We have indeed to get down the money supply. It is much higher than it should be and if we don't and it went on going up we should in fact be in trouble within about eight months from now. But I believe that at the beginning of next year the money supply figures will come down. You're quite right, we have been spending rather more than we bargained for. I'm afraid some of it is inevitable during a recession, for example in defence, the orders which should not have been complete until next year have been brought forward into this year and you have to try to find the money now. There also have been problems with the nationalised industries. Yes, I think you do expect [end p1] a certain amount of increased borrowing during a recession but we have to keep it very much under control.

Q

Now all the forecasters agree that unemployment is going to go on rising in the New Year, in 1981, through 1981, perhaps to reach 3 million. Do you agree?

PM

I've never been in the business of forecasting unemployment. I've never known anyone get it right, but I think that it may go up certainly during the winter months and I note that during the lifetime of the last Labour Government it got up as you know to 1.6 million and it stayed high at certain times of the year for three years and it was difficult, much more difficult, to get it down than it was to see the end of a recession.
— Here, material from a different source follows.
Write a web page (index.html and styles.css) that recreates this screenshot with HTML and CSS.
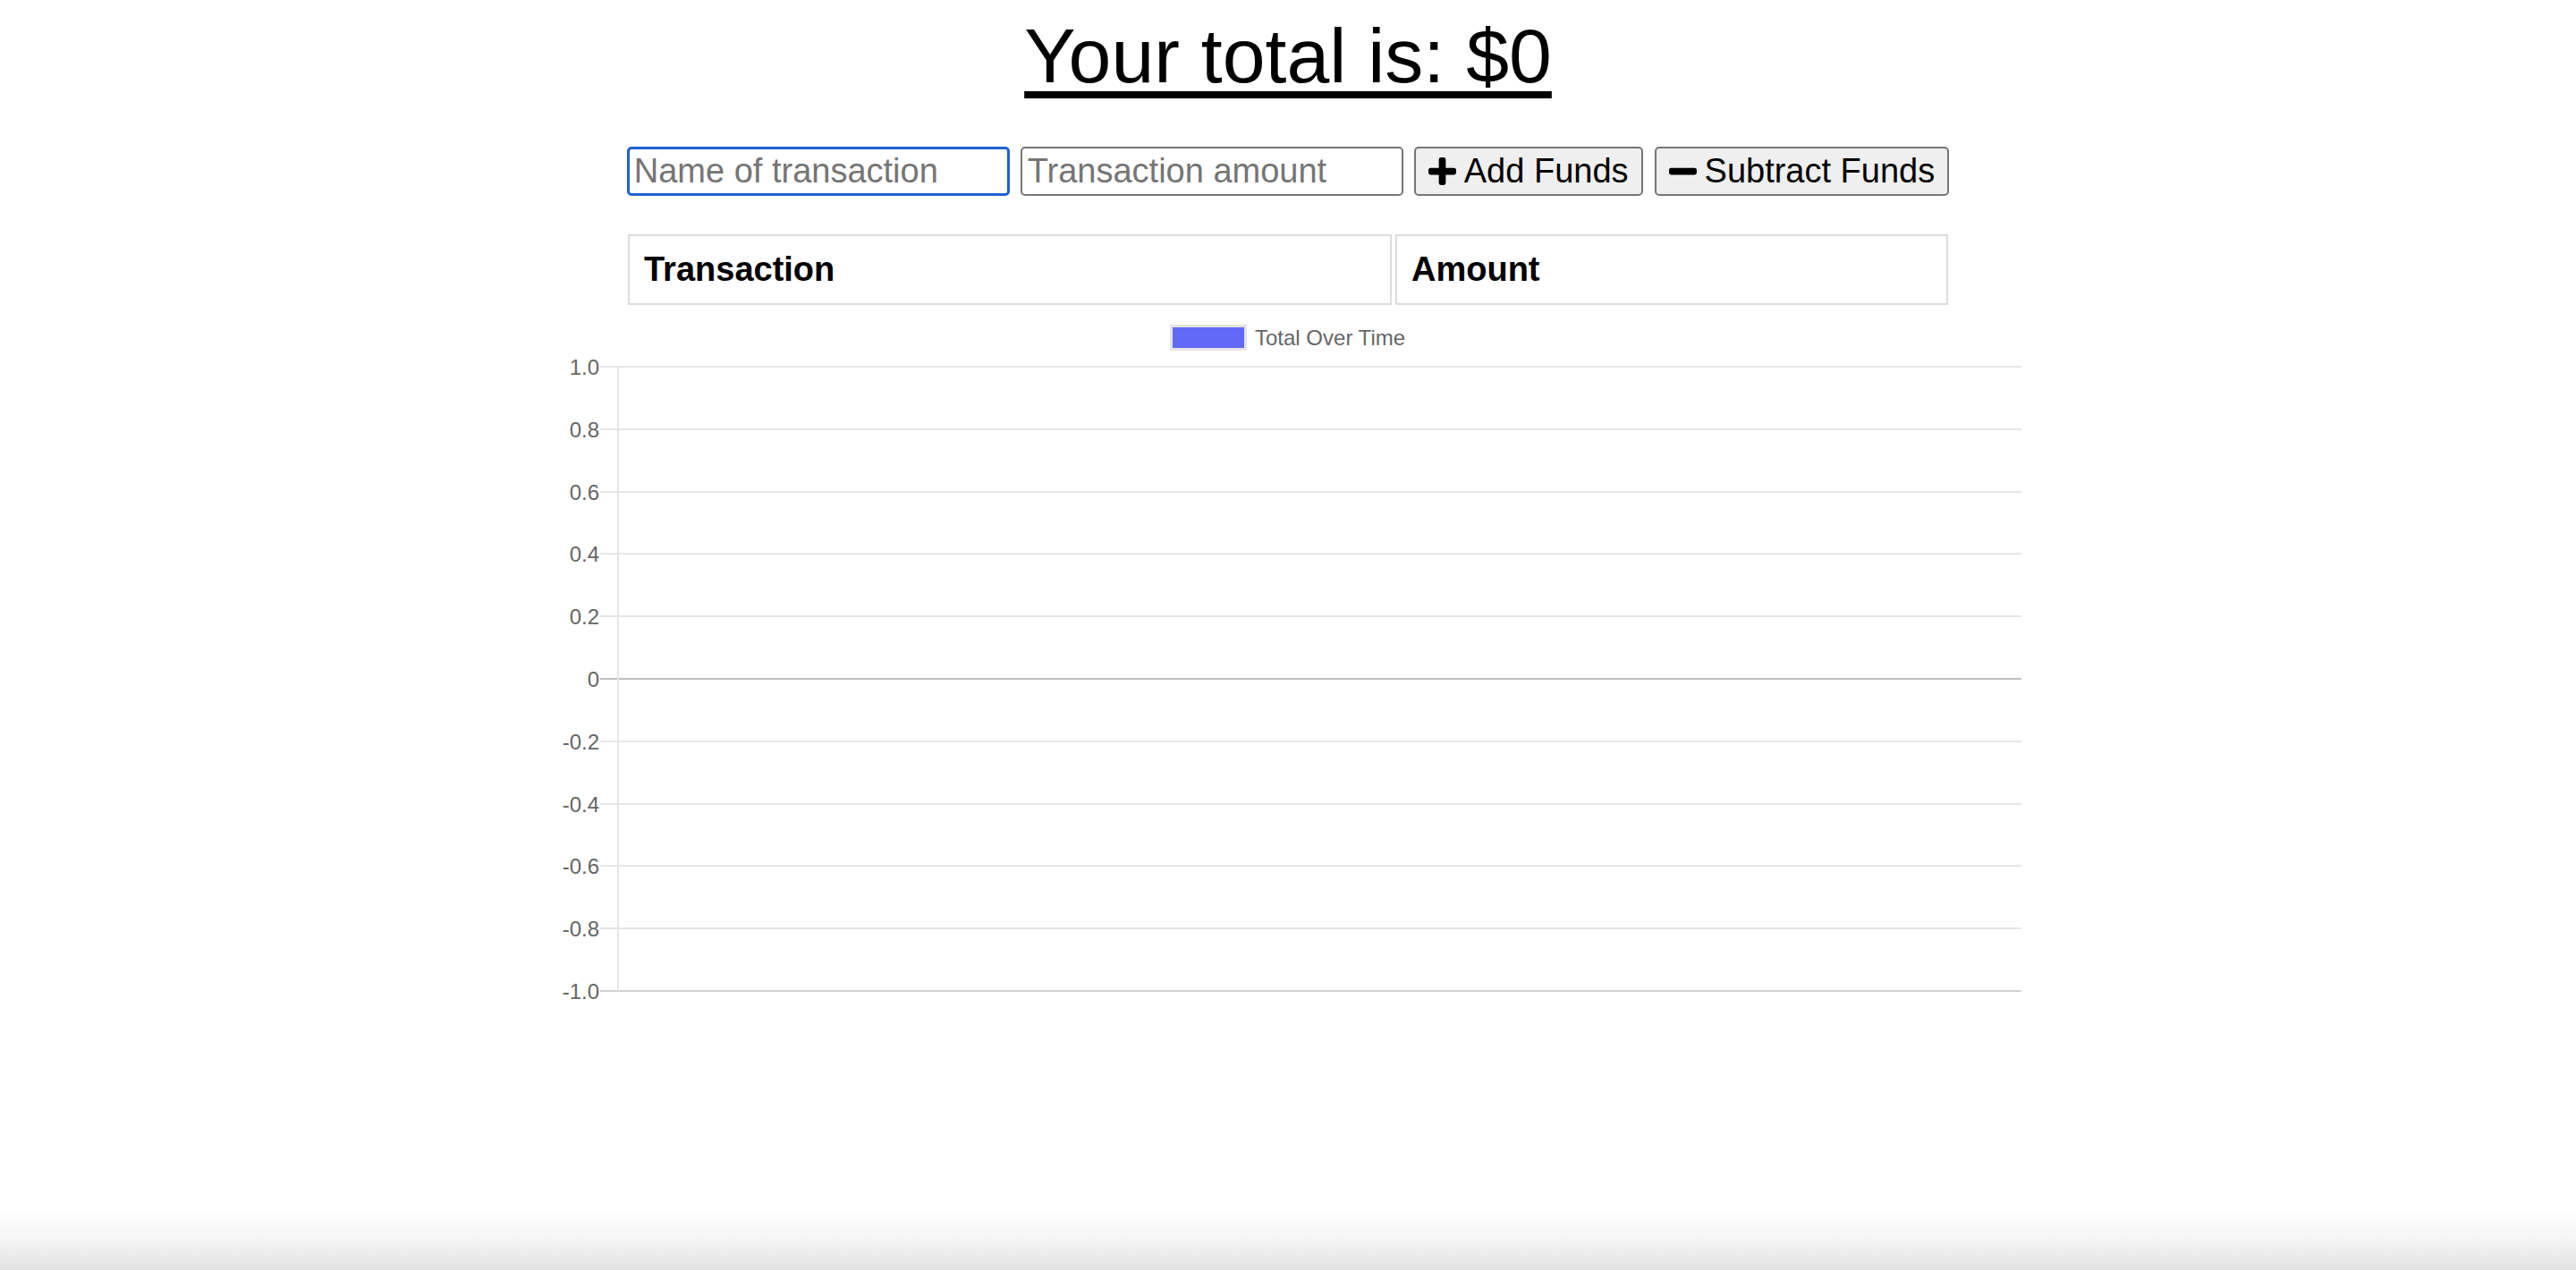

So there are problems there but there are very good things happening on the employment front. For example, every month a quarter of a million go off the Unemployment Register and find jobs. That's the equivalent of one person finding a job every 10 seconds. There's enormously good news from the Industrial and Commercial Finance Corporation—it is there to find finance for new business, enormously good news …   .

Q

…   . Do you fear …   .

PM

…   . please let me give the good news because you're always willing to give the bad and you don't chase the good. There's a tremendous vitality starting and please, look on both sides of the balance sheet. Aren't you pleased that more companies started up this year?

Q

Yes, Prime Minister, but thinking of the unemployed in areas like Scotland and Wales and the North of England. Do you fear civil disorder in those areas this year if unemployment continues to rise, as one Select Committee of MPs has suggested?

PM

I think civil disorder would do this country immense harm. Look at the harm that the scenes outside …   . [end p2]

Q

…   . Is it a possibility?

PM

I don't believe myself it is. Look at the immense harm that the scenes outside Grunwick did, the scenes outside Sheerness, outside Hadfields. If you really want other companies to come in and put investment in this country, civil disorder won't help. But maybe that's what some of the people who are talking about civil disorder may want. They may not want new investment, may not want new business, may not want things to get better. Maybe they do just want an anarchy. I don't. I do want new business, new companies are starting up. I want that to go on.

Q

But what hope can you offer to the unemployed in these areas for 1981, beyond your advice last year to move?

PM

No. If you looked at the whole speech …   .

Q

…   . I was there.

PM

Well, all right, if you report the whole speech, you'll remember that I said we have a regional policy, we have to move jobs to people but we expect in some cases people to move to jobs. It was both sided and after all people have been moving for jobs strictly for skills for a very, very long time. There is a very forceful regional policy. In Wales a few weeks ago I well remember an American survey done on firms in Wales which showed their productivity is as good as anywhere and mostly it's come from new firms which have moved in. They've got a new union structure, one company, one union, that leads to no restrictive practices and when that happens they're really good. Certainly some firms are folding up and going off the Value Added Tax Register but the interesting thing is that as many firms are coming on to the Register. So it looks as if new firms are being started or smaller ones expanding and the rate of coming on is equal to—and at the moment slightly above—the rate of going off. Yes, so there is hope. I can give you other examples, people using redundancy money to start up …   . [end p3]

Q

Prime Minister, may I ask you how you view the prospect of a stoppage, an official stoppage, at British Leyland?

PM

I think it would be a tragedy. It would be a tragedy for British Leyland, a tragedy for all those who supply British Leyland, a tragedy for the taxpayer who has backed British Leyland and Michael Edwardes with their money and a tragedy for Britain. And I hope it won't happen. We've backed Michael Edwardes and we shall leave him to tackle affairs at British Leyland, happy in the knowledge that they're in good hands.

Q

May I ask you finally, Prime Minister, why the Government decided not to honour those athletes who brought much prestige to Britain by winning a gold medal in Moscow?

PM

We advised people not to go to Moscow. We felt that to go there at a time when Russia was still in Afghanistan, and she still is, would in fact give aid and comfort and prestige to the Russian Government which we felt they should not have. The Russians are still in Afghanistan holding down a people by force. They are still in a state of preparedness if they ever decided to go into Poland. I hope they won't. But that is a kind of country that one is dealing with—the oppression there is no better since the Helsinki accords, indeed in some cases it's even worse. We gave advice. We could hardly advise honours contrary to the advice we had previously given.

Q

Prime Minister, thank you very much.